Hey, this is Seth, the one who wrote that article. I just wanted to say that yes, it was the rather generic archetype for articles on the subject. It was simplistic. I read graphic novels, so I know that. But you also must realize the audience that I'm writing for. Gonzaga is the least pop culturally diverse place I've ever been, and I'm from Montana. My goal was more to inform people that it is a genuine for of literature more than get into the intricacies of the subject. I'm only allotted so many words, so I must go with the broad stroke in the hope that people will pick up on it and discovers the details for themselves.

R. Luedke said...
This comment has been removed by the author.
R. Luedke said...

Thanks for checking in Seth. But don't feel the need to explain yourself or your article.

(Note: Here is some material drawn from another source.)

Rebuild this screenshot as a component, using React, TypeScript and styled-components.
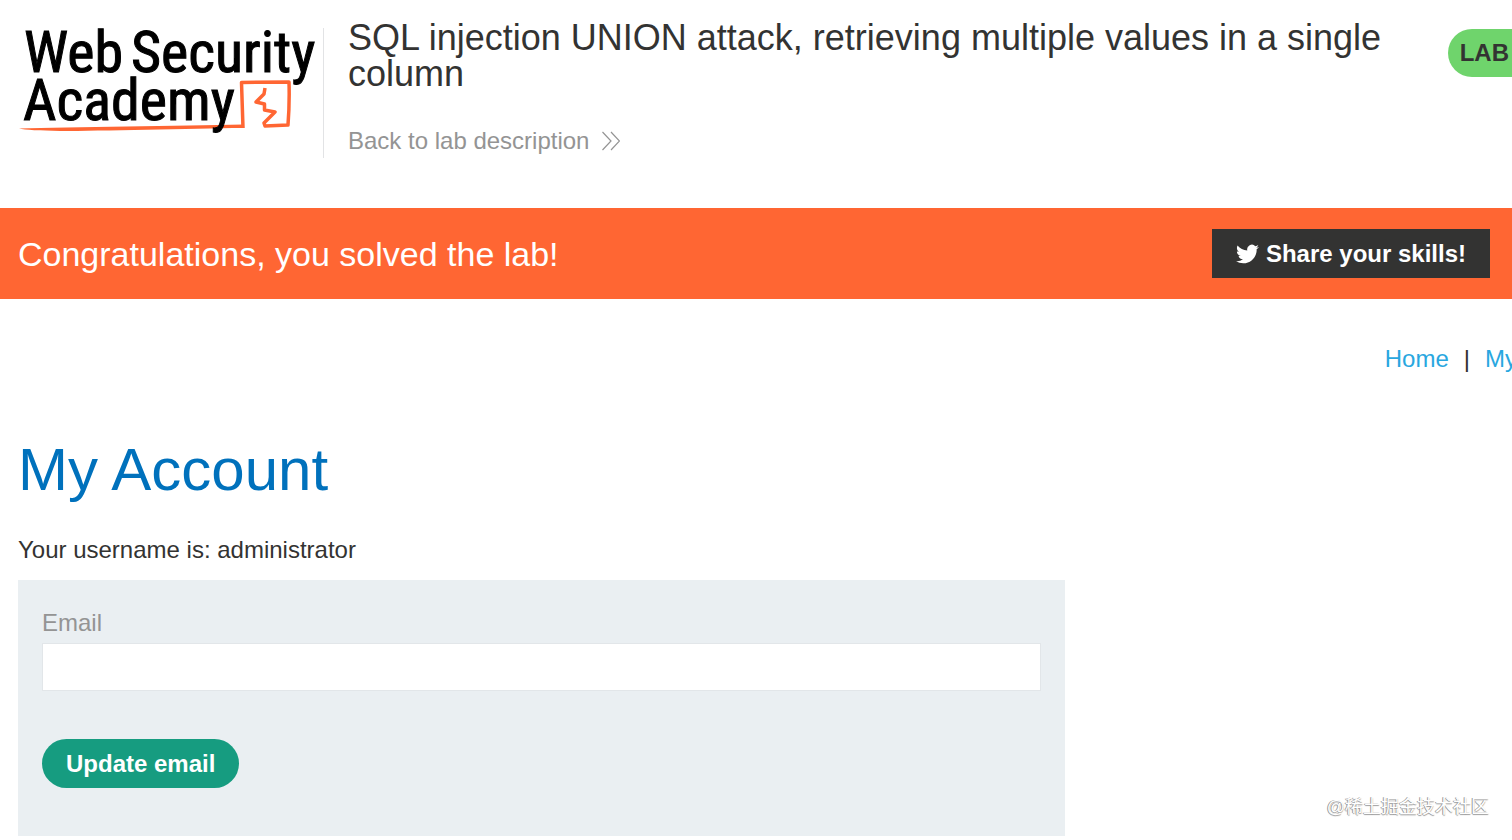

Having it published when it was, was simply a right place/right time moment for this blog, which I had been working up for about a week. Your piece just served the purpose of being a nice springboard to the point I was using as my foundation.

I did mention that I thought it was "very competent", and I think you did a good job acheiving your stated goal. I was just taking that explaination to the next level, because when comparing apple to apples, I think a lot of people just misunderstand the artform (and potential for this medium).

One question though...Gonzaga U. is less culturally diverse than Montana? Geez!